Direction >>
Everything in the listing except the pictures should be written out exactly.

--- START ---

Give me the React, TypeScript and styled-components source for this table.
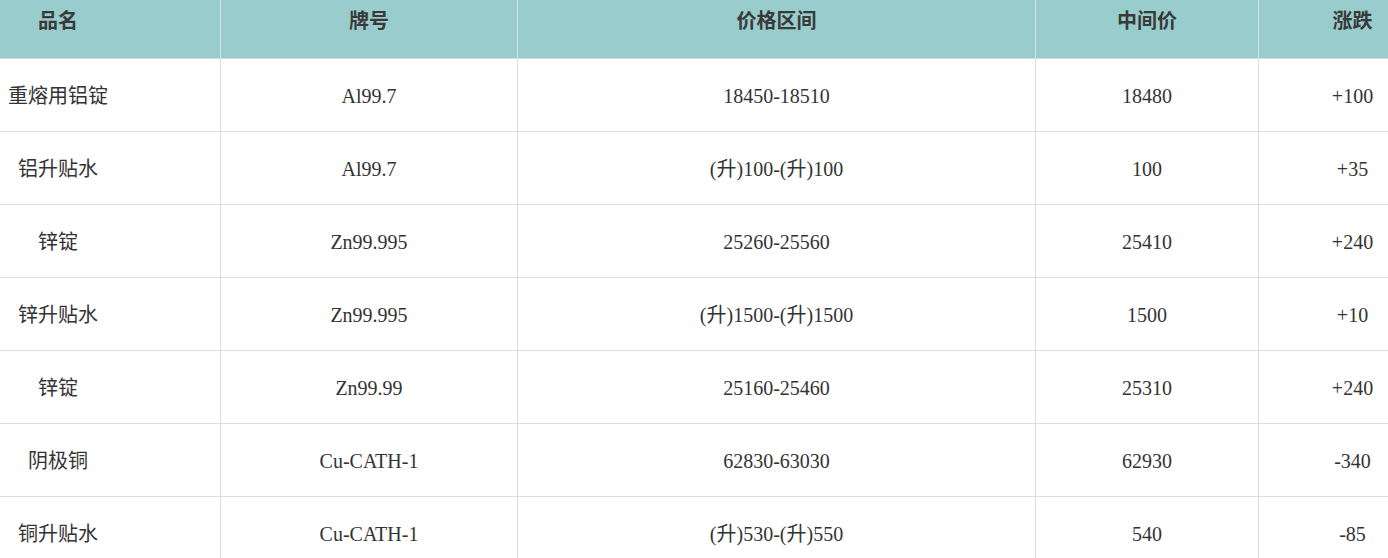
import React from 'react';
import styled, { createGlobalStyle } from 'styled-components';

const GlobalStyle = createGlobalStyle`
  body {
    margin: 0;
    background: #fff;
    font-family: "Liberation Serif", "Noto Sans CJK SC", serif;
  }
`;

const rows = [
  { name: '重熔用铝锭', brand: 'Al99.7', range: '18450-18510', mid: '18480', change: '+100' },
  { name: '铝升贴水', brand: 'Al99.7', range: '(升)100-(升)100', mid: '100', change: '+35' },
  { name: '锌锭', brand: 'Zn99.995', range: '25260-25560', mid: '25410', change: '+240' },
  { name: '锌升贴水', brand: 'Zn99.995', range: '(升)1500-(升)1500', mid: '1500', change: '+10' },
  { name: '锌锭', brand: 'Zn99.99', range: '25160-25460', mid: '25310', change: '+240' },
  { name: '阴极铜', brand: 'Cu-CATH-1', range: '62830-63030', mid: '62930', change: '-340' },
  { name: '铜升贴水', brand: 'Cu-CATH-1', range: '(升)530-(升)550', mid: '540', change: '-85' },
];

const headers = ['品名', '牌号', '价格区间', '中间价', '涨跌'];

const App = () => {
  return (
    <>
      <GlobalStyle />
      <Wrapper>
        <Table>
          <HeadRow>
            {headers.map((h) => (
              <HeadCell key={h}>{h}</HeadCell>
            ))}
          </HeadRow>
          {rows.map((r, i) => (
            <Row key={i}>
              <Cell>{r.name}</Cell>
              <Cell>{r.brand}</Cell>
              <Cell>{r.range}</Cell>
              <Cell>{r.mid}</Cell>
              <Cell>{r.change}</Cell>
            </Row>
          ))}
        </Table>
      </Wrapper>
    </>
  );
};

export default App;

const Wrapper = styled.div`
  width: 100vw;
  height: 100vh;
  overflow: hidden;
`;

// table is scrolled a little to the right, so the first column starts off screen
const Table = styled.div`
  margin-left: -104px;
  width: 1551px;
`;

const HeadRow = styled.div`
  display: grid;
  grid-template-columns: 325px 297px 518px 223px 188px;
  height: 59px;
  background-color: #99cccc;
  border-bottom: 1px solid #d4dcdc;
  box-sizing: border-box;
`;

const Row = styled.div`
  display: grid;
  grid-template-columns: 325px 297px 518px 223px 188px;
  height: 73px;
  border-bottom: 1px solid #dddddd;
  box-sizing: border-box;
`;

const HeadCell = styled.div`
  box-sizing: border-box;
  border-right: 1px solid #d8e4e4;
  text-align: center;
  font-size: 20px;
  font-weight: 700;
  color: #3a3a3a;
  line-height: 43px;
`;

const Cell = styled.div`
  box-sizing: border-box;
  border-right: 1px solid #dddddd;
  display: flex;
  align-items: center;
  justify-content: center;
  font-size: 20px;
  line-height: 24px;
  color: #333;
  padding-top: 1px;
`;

--- END ---

Result >>
Give me the React, TypeScript and styled-components source for this table.
import React from 'react';
import styled, { createGlobalStyle } from 'styled-components';

const GlobalStyle = createGlobalStyle`
  body {
    margin: 0;
    background: #fff;
    font-family: "Liberation Serif", "Noto Sans CJK SC", serif;
  }
`;

const rows = [
  { name: '重熔用铝锭', brand: 'Al99.7', range: '18450-18510', mid: '18480', change: '+100' },
  { name: '铝升贴水', brand: 'Al99.7', range: '(升)100-(升)100', mid: '100', change: '+35' },
  { name: '锌锭', brand: 'Zn99.995', range: '25260-25560', mid: '25410', change: '+240' },
  { name: '锌升贴水', brand: 'Zn99.995', range: '(升)1500-(升)1500', mid: '1500', change: '+10' },
  { name: '锌锭', brand: 'Zn99.99', range: '25160-25460', mid: '25310', change: '+240' },
  { name: '阴极铜', brand: 'Cu-CATH-1', range: '62830-63030', mid: '62930', change: '-340' },
  { name: '铜升贴水', brand: 'Cu-CATH-1', range: '(升)530-(升)550', mid: '540', change: '-85' },
];

const headers = ['品名', '牌号', '价格区间', '中间价', '涨跌'];

const App = () => {
  return (
    <>
      <GlobalStyle />
      <Wrapper>
        <Table>
          <HeadRow>
            {headers.map((h) => (
              <HeadCell key={h}>{h}</HeadCell>
            ))}
          </HeadRow>
          {rows.map((r, i) => (
            <Row key={i}>
              <Cell>{r.name}</Cell>
              <Cell>{r.brand}</Cell>
              <Cell>{r.range}</Cell>
              <Cell>{r.mid}</Cell>
              <Cell>{r.change}</Cell>
            </Row>
          ))}
        </Table>
      </Wrapper>
    </>
  );
};

export default App;

const Wrapper = styled.div`
  width: 100vw;
  height: 100vh;
  overflow: hidden;
`;

// table is scrolled a little to the right, so the first column starts off screen
const Table = styled.div`
  margin-left: -104px;
  width: 1551px;
`;

const HeadRow = styled.div`
  display: grid;
  grid-template-columns: 325px 297px 518px 223px 188px;
  height: 59px;
  background-color: #99cccc;
  border-bottom: 1px solid #d4dcdc;
  box-sizing: border-box;
`;

const Row = styled.div`
  display: grid;
  grid-template-columns: 325px 297px 518px 223px 188px;
  height: 73px;
  border-bottom: 1px solid #dddddd;
  box-sizing: border-box;
`;

const HeadCell = styled.div`
  box-sizing: border-box;
  border-right: 1px solid #d8e4e4;
  text-align: center;
  font-size: 20px;
  font-weight: 700;
  color: #3a3a3a;
  line-height: 43px;
`;

const Cell = styled.div`
  box-sizing: border-box;
  border-right: 1px solid #dddddd;
  display: flex;
  align-items: center;
  justify-content: center;
  font-size: 20px;
  line-height: 24px;
  color: #333;
  padding-top: 1px;
`;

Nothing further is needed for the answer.